The awkwardly titled "The Hunger Games: Mockingjay - Part 1" opened in theatres on November 21, 2014
The awkwardly titled The Hunger Games: Mockingjay – Part 1 opened in theatres on November 21, 2014
The manoeuvring events mirror Lawrence’s own meteoric rise up the ladder and the recent debacle of her leaked nude photos (cruelly dubbed “The Fappening”). That this was such a scandal speaks to her carefully cultivated media persona: “candid” interviews with a pillar of talent to back it up. We sympathize with her plight as it seems like a genuine accident, no matter how much it broke the internet — as opposed to the double-glazed Kardashian hams that pressed through the stilted cover of Paper magazine in a pathetic cry for continued hollow notoriety.

We’ve also had a major upgrade in the soundtrack department. Dead are the days of having merely a lone track from come-to-life strawberry shortcake Taylor Swift. Now a bank-busting Young Adult franchise requires the de rigueur Pitchfork-approved compilation record. Thanks Twilight!

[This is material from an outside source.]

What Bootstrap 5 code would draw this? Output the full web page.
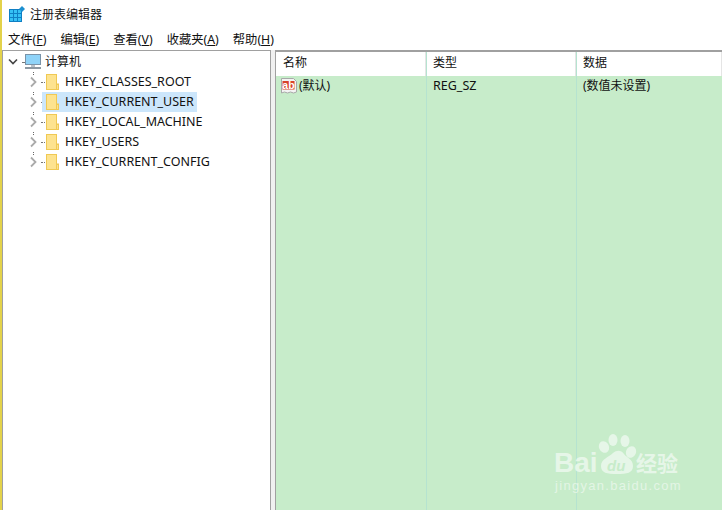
<!DOCTYPE html>
<html lang="zh"><head><meta charset="utf-8"><title>注册表编辑器</title>
<link href="https://cdn.jsdelivr.net/npm/bootstrap@5.3.0/dist/css/bootstrap.min.css" rel="stylesheet">
<style>
html,body{margin:0;height:510px;overflow:hidden}
body{font-family:"Noto Sans","Noto Sans CJK SC",sans-serif;font-size:12px;color:#111;background:#fff;line-height:16px}
.regapp{width:722px;height:510px;border-left:2px solid #e3d24a;position:relative;overflow:hidden}
.ttl{height:30px;padding-left:7px;gap:5px}
.appicon{margin-top:-2px}
.menubar{height:20px;padding-left:6px;gap:14px;font-size:12.3px}
.menubar u{text-underline-offset:1px}
.split{height:460px}
.treepane{width:269px;border:1px solid #a0a0a0;border-width:1px 1px 0 1px;padding-top:1px}
.sash{width:4px;background:#f0f0f0}
.listpane{flex:1;border-top:2px solid #a0a0a0;border-left:1px solid #a0a0a0;background:#c7ecca;position:relative;min-width:0}
.thead{height:24px;background:#fff}
.colA{width:150px;padding-left:7px;flex:none}
.colC{flex:1;padding-left:7px}
.thead .colA,.thead .colC{border-right:1px solid #e5e5e5;height:24px;line-height:22px}
.trow{height:22px;position:relative}
.trow .colA,.trow .colC{height:20px;line-height:20px}
.valicon{margin-left:-2px;margin-right:2px}
.gridlines{position:absolute;top:0;bottom:0;width:1px;background:#b5e3d0}
.node{height:20px;white-space:nowrap}
.rootchev{margin-left:4px;margin-right:3px}
.arrow{width:10px;flex:none;margin-left:26px;overflow:visible}
.dots{width:4px;height:1px;flex:none;margin:0 1px 0 2px;border-top:1px dotted #777}
.rootdots{margin:0 1px 0 0;width:2px}
.rootlabel{padding-left:4px}
.folder{flex:none}
.sel{background:#cce6fb;height:20px;padding:0 3px 0 4px;margin-left:-4px}
.latin{font-size:12.5px;padding-left:6px}
.latin0{font-size:12.5px}
.wm{position:absolute;left:548px;top:430px;overflow:visible}
.wm-big{font:bold 28px "Liberation Sans",sans-serif;fill:#e6f6e8}
.wm-du{font:bold italic 15px "Liberation Sans",sans-serif;fill:#c7ecca}
.wm-jy{font:bold 21px "Noto Sans CJK SC",sans-serif;fill:#e6f6e8}
.wm-url{font:13px "Liberation Sans",sans-serif;letter-spacing:1.3px;fill:#e3f5e5}
</style></head>
<body>
<div class="regapp">
  <div class="ttl d-flex align-items-center">
    <svg class="appicon" width="16" height="16" viewBox="0 0 16 16"><rect x="0" y="3" width="13" height="13" fill="#0f7fc4"/><g fill="#35c0f5"><rect x="1" y="4" width="3" height="3"/><rect x="5" y="4" width="3" height="3"/><rect x="9" y="4" width="3" height="3"/><rect x="1" y="8" width="3" height="3"/><rect x="5" y="8" width="3" height="3"/><rect x="9" y="8" width="3" height="3"/><rect x="1" y="12" width="3" height="3"/><rect x="5" y="12" width="3" height="3"/><rect x="9" y="12" width="3" height="3"/></g><path d="M13 0l3 3-3 3-3-3z" fill="#1c8fd0"/></svg>
    <span>注册表编辑器</span>
  </div>
  <div class="menubar d-flex align-items-center">
    <span>文件(<u>F</u>)</span><span>编辑(<u>E</u>)</span><span>查看(<u>V</u>)</span><span>收藏夹(<u>A</u>)</span><span>帮助(<u>H</u>)</span>
  </div>
  <div class="split d-flex">
    <div class="treepane">
      <div class="node d-flex align-items-center">
        <svg class="rootchev" width="12" height="10" viewBox="0 0 12 10"><path d="M2 2.5l4 4 4-4" fill="none" stroke="#444" stroke-width="1.6"/></svg>
        <span class="dots rootdots"></span>
        <svg width="16" height="16" viewBox="0 0 16 16"><rect x=".5" y=".5" width="15" height="10" fill="#5cb8f0" stroke="#7a93a8"/><rect x="1" y="1" width="14" height="9" fill="#8fd3f8"/><rect x="6" y="11" width="4" height="2" fill="#b9c2c9"/><rect x="0" y="13" width="16" height="2" fill="#8d99a3"/></svg>
        <span class="rootlabel">计算机</span>
      </div>
      <div class="node d-flex align-items-center"><svg class="arrow" width="10" height="12" viewBox="0 0 10 12"><path d="M2 1.5l4.5 4.5L2 10.500" fill="none" stroke="#aaa" stroke-width="1.800"/><path d="M4-4h1v1H4zM4-2h1v1H4z" fill="#666"/></svg><span class="dots"></span><svg class="folder" width="13" height="16" viewBox="0 0 13 16"><rect x=".5" y=".5" width="10" height="15" fill="#fde38f" stroke="#f0c954"/><rect x="10.500" y="10" width="2" height="5.500" fill="#fde38f" stroke="#f0c954"/></svg><span class="latin">HKEY_CLASSES_ROOT</span></div>
      <div class="node d-flex align-items-center"><svg class="arrow" width="10" height="12" viewBox="0 0 10 12"><path d="M2 1.5l4.5 4.5L2 10.500" fill="none" stroke="#aaa" stroke-width="1.800"/><path d="M4-4h1v1H4zM4-2h1v1H4z" fill="#666"/></svg><span class="dots"></span><span class="sel d-flex align-items-center"><svg class="folder" width="13" height="16" viewBox="0 0 13 16"><rect x=".5" y=".5" width="10" height="15" fill="#fde38f" stroke="#f0c954"/><rect x="10.500" y="10" width="2" height="5.500" fill="#fde38f" stroke="#f0c954"/></svg><span class="latin">HKEY_CURRENT_USER</span></span></div>
      <div class="node d-flex align-items-center"><svg class="arrow" width="10" height="12" viewBox="0 0 10 12"><path d="M2 1.5l4.5 4.5L2 10.500" fill="none" stroke="#aaa" stroke-width="1.800"/><path d="M4-4h1v1H4zM4-2h1v1H4z" fill="#666"/></svg><span class="dots"></span><svg class="folder" width="13" height="16" viewBox="0 0 13 16"><rect x=".5" y=".5" width="10" height="15" fill="#fde38f" stroke="#f0c954"/><rect x="10.500" y="10" width="2" height="5.500" fill="#fde38f" stroke="#f0c954"/></svg><span class="latin">HKEY_LOCAL_MACHINE</span></div>
      <div class="node d-flex align-items-center"><svg class="arrow" width="10" height="12" viewBox="0 0 10 12"><path d="M2 1.5l4.5 4.5L2 10.500" fill="none" stroke="#aaa" stroke-width="1.800"/><path d="M4-4h1v1H4zM4-2h1v1H4z" fill="#666"/></svg><span class="dots"></span><svg class="folder" width="13" height="16" viewBox="0 0 13 16"><rect x=".5" y=".5" width="10" height="15" fill="#fde38f" stroke="#f0c954"/><rect x="10.500" y="10" width="2" height="5.500" fill="#fde38f" stroke="#f0c954"/></svg><span class="latin">HKEY_USERS</span></div>
      <div class="node d-flex align-items-center"><svg class="arrow" width="10" height="12" viewBox="0 0 10 12"><path d="M2 1.5l4.5 4.5L2 10.500" fill="none" stroke="#aaa" stroke-width="1.800"/><path d="M4-4h1v1H4zM4-2h1v1H4z" fill="#666"/></svg><span class="dots"></span><svg class="folder" width="13" height="16" viewBox="0 0 13 16"><rect x=".5" y=".5" width="10" height="15" fill="#fde38f" stroke="#f0c954"/><rect x="10.500" y="10" width="2" height="5.500" fill="#fde38f" stroke="#f0c954"/></svg><span class="latin">HKEY_CURRENT_CONFIG</span></div>
    </div>
    <div class="sash"></div>
    <div class="listpane">
      <span class="gridlines" style="left:150px"></span><span class="gridlines" style="left:300px"></span>
      <div class="thead d-flex"><div class="colA">名称</div><div class="colA">类型</div><div class="colC">数据</div></div>
      <div class="trow d-flex">
        <div class="colA d-flex align-items-center"><svg class="valicon" width="16" height="16" viewBox="0 0 16 16"><path d="M.5.5h12l3 3v10.500l-3 1-3-1-3 1-3-1-3 1z" fill="#f4f4f4" stroke="#a8a8a8"/><rect x="1.500" y="3" width="12" height="8.500" fill="#d8432a"/><text x="7.500" y="10.500" text-anchor="middle" font-family="Liberation Sans" font-weight="700" font-size="10.500" fill="#fff">ab</text></svg><span>(默认)</span></div>
        <div class="colA latin0">REG_SZ</div><div class="colC">(数值未设置)</div>
      </div>
    </div>
  </div>
  <svg class="wm" width="140" height="70" viewBox="0 0 140 70">
    <text class="wm-big" x="4" y="41.500">Bai</text>
    <g fill="#e6f6e8"><ellipse cx="54" cy="17" rx="5" ry="6" transform="rotate(-25 54 17)"/><ellipse cx="63" cy="10" rx="4.500" ry="6"/><ellipse cx="75" cy="11" rx="4.500" ry="6"/><ellipse cx="81" cy="22" rx="5" ry="6" transform="rotate(25 81 22)"/><path d="M51 36c0-7 8-9 12-13 4-3 8-3 11 1 3 4 9 5 9 12 0 7-6 8-16 8s-16-1-16-8z"/></g>
    <text class="wm-du" x="57" y="41">du</text>
    <text class="wm-jy" x="86" y="41">经验</text>
    <text class="wm-url" x="5" y="59.500">jingyan.baidu.com</text>
  </svg>
</div>
</body></html>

The producers have recruited all-conquering Kiwi goth moppet Lorde (and her handlers) to curate a veritable iTunes Coachella — a lot of processed vocals and pounding beats. But just when things begin to look dull, along comes the original freakshow priestess Grace Jones to liven up the party by serving tribal voodoo realness. Kanye and Ariana Grande can please take several seats and learn how to read from the master.

Unfortunately, this throbbing mix-tape was merely inspired by the film, as none of it actually caresses the action — save for a lone Yeezus-remixed Lorde track tumbling over the closing credits like an afterthought.

Subsequently, you are left with fragments of a story that could never stand on their own merits. The duality of Katniss’ situation strangely makes the whole endeavour feel completely disingenuous.

It’s even harder to care when you know that you’re careening toward a sharp cliffhanger. There is a climactic cutoff point — complete with blackout — that so desperately should have been the brave ending that this film needed. But it is not. It keeps plodding on.

See you next year for Mockingjay Part 2: So Very Tired!